-- START Supplied data --

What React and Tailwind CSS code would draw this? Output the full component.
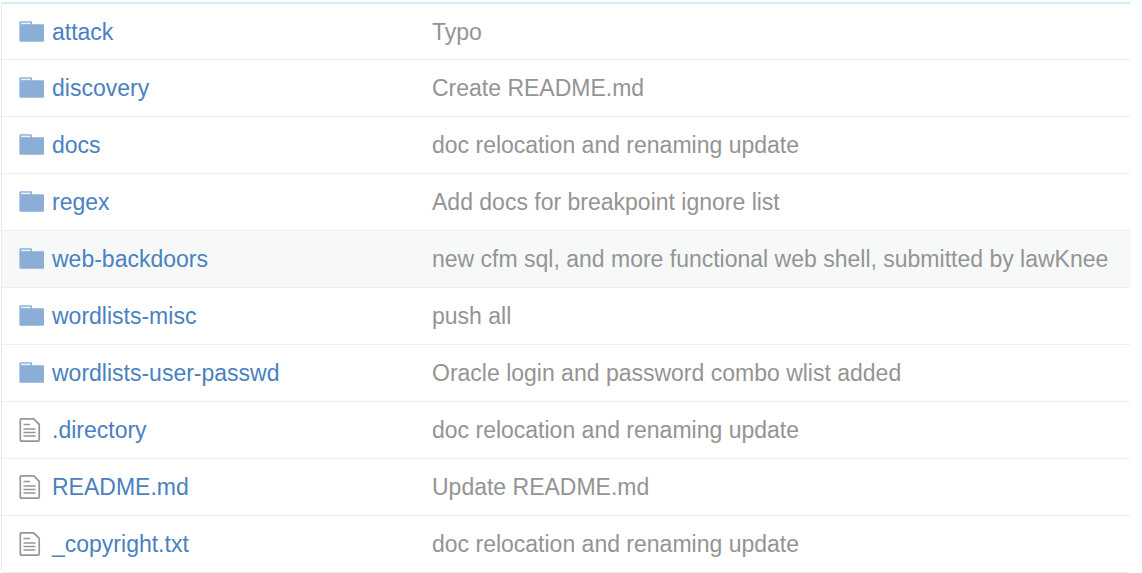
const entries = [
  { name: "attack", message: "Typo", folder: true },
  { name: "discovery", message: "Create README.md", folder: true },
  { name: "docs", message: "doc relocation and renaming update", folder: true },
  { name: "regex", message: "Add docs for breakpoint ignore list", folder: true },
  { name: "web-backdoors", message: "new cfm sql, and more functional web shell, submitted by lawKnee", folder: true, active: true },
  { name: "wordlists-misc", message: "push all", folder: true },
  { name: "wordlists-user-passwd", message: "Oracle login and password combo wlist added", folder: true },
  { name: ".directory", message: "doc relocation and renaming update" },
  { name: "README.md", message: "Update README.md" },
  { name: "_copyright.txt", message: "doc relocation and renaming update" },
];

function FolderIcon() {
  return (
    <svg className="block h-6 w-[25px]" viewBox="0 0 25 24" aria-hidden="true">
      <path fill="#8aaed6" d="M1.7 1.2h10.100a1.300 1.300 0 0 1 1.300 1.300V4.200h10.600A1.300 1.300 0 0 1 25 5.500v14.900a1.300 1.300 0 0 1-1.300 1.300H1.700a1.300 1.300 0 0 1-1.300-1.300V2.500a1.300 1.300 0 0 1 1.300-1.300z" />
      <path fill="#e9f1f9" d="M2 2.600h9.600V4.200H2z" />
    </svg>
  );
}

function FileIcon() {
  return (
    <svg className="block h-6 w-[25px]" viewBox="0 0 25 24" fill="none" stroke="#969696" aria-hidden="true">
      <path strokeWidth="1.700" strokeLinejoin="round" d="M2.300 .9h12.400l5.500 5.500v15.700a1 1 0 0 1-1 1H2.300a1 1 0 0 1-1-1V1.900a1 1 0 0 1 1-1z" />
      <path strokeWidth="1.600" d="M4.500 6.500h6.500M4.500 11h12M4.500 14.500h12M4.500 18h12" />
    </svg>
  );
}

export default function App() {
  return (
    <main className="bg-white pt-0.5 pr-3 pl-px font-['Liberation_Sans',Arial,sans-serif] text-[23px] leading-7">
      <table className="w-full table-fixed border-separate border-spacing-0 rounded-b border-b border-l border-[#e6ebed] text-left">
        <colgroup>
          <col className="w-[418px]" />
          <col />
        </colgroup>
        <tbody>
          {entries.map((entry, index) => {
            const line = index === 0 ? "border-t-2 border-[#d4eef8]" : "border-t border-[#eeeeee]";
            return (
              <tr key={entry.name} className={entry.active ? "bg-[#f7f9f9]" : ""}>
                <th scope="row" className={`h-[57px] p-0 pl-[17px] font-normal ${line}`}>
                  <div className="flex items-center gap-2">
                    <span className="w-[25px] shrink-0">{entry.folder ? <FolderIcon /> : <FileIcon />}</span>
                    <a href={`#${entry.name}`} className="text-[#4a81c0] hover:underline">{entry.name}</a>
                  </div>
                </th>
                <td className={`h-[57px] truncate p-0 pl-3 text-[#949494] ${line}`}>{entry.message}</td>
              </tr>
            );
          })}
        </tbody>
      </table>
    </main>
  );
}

-- END Supplied data --

§ Work to be completed
Return each line of the data that contains the string "full".

§ Output of the task
What React and Tailwind CSS code would draw this? Output the full component.
      <table className="w-full table-fixed border-separate border-spacing-0 rounded-b border-b border-l border-[#e6ebed] text-left">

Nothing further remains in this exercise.